JAKARTA- Kementerian Energi dan Sumber Daya Mineral (ESDM) terus mendorong penggunaan teknologi ramah lingkungan pada energi fosil untuk menjembatani pelaku industri menuju transisi energi.

Hal itu ditegaskan Direktur Pembinaan Pengusahaan Batu Bara Ditjen Minerba Kementerian ESDM, Lana Saria, dalam diskusi bertajuk "Peran Strategis Energi Fosil dalam Transisi Energi" yang digelar Energy and Mining Editor Society (E2S), di Hotel Aryaduta, Jakarta, Jumat, (15/12).

Selain Lana, sarasehan menampilkan pembicara Wakil Ketua Umum Indonesia Mining Association Ezra Leonard Sibarani, Senior Vice President Pengembangan Batu Bara PT PLN Energi Primer Indonesia Eko Yuniarto, Praktisi Teknologi Boedi Widatnodjo, dan Kepala Pusat Kebijakan Keenergian ITB Retno Gumilang Dewi.

Lana mengungkapkan, guna mengantisipasi ancaman global terhadap energi fosil batu bara, maka pemanfaatannya ke depan harus diimbangi dengan teknologi yang ramah lingkungan untuk mengurangi emisi CO2 sehingga dapat mendorong energi fosil sebagai sumber energi yang lebih ramah lingkungan.

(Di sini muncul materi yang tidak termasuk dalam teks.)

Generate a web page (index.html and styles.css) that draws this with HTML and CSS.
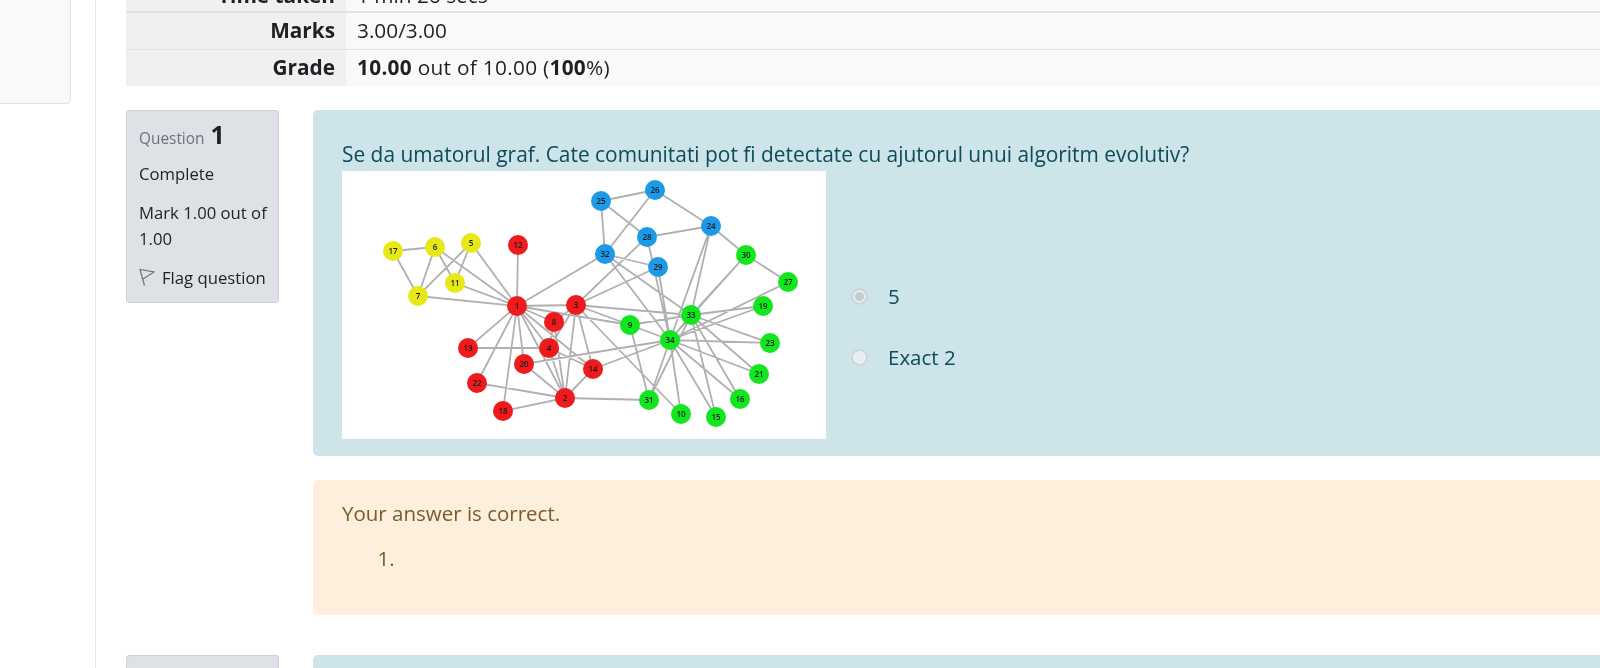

Dia menyebut potensi sumber daya dan cadangan energi fosil batu bara besar yang dimiliki Indonesia perlu dimanfaatkan secara optimal melalui peningkatan nilai tambahnya. Berdasarkan data Badan Geologi, sumber daya batu bara Indonesia masih 99,19 miliar ton dan cadangan sebesar 35,02 miliar ton. Dengan asumsi produksi per tahun mencapai 600 juta ton, umur cadangan batu bara nasional bisa mencapai 60 tahun.

Dengan cadangan yang besar itu potensi produk hilirisasi batu bara dapat mensubstitusi bahan bakar minyak maupun gas, serta bahan baku industri kimia. Diproyeksi kebutuhan batu bara untuk hilirisasi semakin meningkat.

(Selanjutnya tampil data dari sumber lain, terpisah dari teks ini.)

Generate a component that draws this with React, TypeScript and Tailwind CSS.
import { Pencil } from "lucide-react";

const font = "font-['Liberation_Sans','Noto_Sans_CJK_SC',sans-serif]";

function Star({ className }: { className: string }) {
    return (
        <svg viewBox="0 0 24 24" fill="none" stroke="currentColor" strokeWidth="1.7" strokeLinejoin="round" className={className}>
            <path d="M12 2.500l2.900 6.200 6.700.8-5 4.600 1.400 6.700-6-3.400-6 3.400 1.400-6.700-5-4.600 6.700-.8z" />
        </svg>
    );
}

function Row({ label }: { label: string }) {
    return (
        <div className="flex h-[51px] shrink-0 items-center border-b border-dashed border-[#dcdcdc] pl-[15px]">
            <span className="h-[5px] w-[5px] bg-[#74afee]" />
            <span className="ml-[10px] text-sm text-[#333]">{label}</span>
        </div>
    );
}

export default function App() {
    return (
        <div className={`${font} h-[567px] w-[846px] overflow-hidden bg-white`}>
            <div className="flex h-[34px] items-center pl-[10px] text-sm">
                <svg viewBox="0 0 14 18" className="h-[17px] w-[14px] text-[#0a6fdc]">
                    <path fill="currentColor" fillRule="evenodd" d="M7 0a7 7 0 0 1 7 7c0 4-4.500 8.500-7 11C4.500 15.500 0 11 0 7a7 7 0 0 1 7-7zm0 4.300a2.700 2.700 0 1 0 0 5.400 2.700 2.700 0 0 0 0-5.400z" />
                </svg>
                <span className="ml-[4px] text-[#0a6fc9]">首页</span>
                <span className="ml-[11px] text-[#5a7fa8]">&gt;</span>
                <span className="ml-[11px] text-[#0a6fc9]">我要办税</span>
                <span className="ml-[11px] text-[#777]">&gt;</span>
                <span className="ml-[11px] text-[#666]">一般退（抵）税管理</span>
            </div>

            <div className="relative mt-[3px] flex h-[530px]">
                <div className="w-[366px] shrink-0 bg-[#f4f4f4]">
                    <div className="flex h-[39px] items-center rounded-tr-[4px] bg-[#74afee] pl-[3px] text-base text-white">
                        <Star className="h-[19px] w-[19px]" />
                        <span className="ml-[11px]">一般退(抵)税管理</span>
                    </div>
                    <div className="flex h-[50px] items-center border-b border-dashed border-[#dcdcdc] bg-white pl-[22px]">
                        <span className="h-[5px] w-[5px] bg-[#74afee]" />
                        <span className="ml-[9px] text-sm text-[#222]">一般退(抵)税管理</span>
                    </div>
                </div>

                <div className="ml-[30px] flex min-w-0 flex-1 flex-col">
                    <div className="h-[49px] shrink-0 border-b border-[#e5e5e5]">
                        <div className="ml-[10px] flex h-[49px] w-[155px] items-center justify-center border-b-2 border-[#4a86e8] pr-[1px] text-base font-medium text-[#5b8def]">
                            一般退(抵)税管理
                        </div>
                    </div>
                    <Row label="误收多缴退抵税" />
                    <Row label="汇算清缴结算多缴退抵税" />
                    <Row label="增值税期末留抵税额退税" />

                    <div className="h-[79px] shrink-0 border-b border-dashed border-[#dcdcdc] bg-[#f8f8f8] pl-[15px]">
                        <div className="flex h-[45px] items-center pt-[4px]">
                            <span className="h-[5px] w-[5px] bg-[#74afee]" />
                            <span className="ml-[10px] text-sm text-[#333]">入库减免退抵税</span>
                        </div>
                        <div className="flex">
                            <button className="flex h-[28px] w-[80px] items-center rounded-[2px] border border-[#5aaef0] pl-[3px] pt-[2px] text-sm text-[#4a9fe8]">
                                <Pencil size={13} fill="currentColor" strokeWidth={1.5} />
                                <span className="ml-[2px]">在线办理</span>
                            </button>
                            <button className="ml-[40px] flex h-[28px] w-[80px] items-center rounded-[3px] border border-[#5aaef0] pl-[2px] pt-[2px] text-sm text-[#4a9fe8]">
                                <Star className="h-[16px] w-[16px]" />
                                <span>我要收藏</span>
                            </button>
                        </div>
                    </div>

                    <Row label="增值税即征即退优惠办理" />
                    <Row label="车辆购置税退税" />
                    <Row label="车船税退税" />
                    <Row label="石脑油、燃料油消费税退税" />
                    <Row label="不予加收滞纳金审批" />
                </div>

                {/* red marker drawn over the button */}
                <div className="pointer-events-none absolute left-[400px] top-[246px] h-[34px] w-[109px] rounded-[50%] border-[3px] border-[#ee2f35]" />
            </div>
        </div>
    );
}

Peranan energi fosil terangnya makin penting karena pemanfaatan energi terbarukan di masa transisi energi saat ini baru sekitar 2 persen dari potensi yang ada. "Batu bara saat ini masih dominan 42,4 persen, diikuti BBM 31,4 persen dan gas serta NRE. Jadi masih menjadi sumber energi utama, karena potensi batu bara masih sangat besar dibanding sumber energi lainnya," ungkap Lana.

Senior Vice President Pengembangan Batu Bara PT PLN Energi Primer Indonesia Eko Yuniarto menuturkan batubara dari source of energy primernya 67 persen berkontribusi terhadap kelistrikan di Indonesia. Selain itu, ada gas sebesar 30 persen dan sisanya adalah panas bumi, PLTA dan biomass.

"Sampai 10 tahun ke depan masih di atas 60 persen. Secara umum sampai kuartal III masih didominasi 237 MW kurang lebih porsi batubara masih 67 persen, lainnya 17 persen, panas bumi 12 persen. Dari sisi historical 2018-2022 masih 62 persen, jadi batubara terus tumbuh," ungkap Eko.

Kerja Keras

Kepala Pusat Kebijakan Keenergian ITB Retno Gumilang Dewi mengatakan untuk mencapai nol emisi harus kerja keras. PR dari keyakinan tersebut tidak murah. "Harus investasi untuk menuju low carbon. Jangan sampai dekarbonisasi menjadi beban dan malah menurunkan laju perekonomian," kata Retno.

Praktisi Teknologi, Boedi Widatnodjo mengatakan, Indonesia mempunyai banyak pembangkit, mulai dari kapasitas yang kecil 10 MW, bahkan ada yang 3-5 MW dengan teknologi lama dan belum menggunakan penangkapan sulfur.

"Pembangkit-pembangkit berkapasitas 400 MW belum memakai teknologi penangkapan sulfur. Biasanya pembangkit-pembangkit berkapasitas 600-1000 MW sudah memakai teknologi baru," katanya.

Dia menambahkan emisi dari pembangkit lama dengan kapasitas 400 MW ke bawah yang perlu diatasi emisi-nya. Dan itu sebenarnya bisa diatasi dengan penerapan teknologi yang tepat.